And he’s not fulfilling his manly role by not providing you with a housekeeper. Tell him two can play that game and to back tf down before things get ugly.

He’s an ass. And is nitpicking. Lemme tell you no one can find anything in our kitchen. Fridge stuff goes in the fridge, pantry stuff goes in the pantry. That’s it
That’s all of my organization :joy:
If HE has a problem with it he can do something about it. As long as there’s food in the house who cares :person_shrugging:

He can either help out or hire an organizer. What a douche.

Your man is supposed to be your PARTNER. You are not his mother, nor his maid. If he wants the kitchen organized, he is 100 percent capable of doing it himself.

Maybe your friends have more helpful and supportive partners, making it easier to do things like keep the kitchen organized.

What are his responsibilities?

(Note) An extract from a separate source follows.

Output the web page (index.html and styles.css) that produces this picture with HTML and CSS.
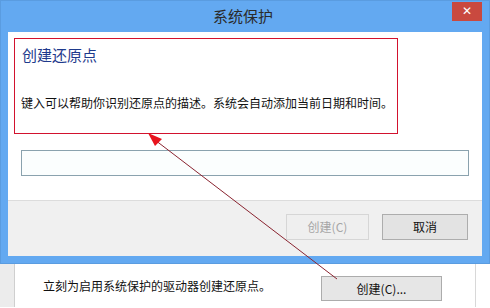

What type of things does he take care of?
Does he think going to work is all he should have to do?
Maybe switch places and see how well he does taking care of the house and baby.

It’s mind boggling to me that so many men think having a job and going to work is enough, while their woman does literally EVERYTHING else. :expressionless:

House work is work, caring for a child all day is work, providing meals is work, cleaning is work, teaching is work, etc. It’s all valuable, it’s all work, just without pay and super underappreciated.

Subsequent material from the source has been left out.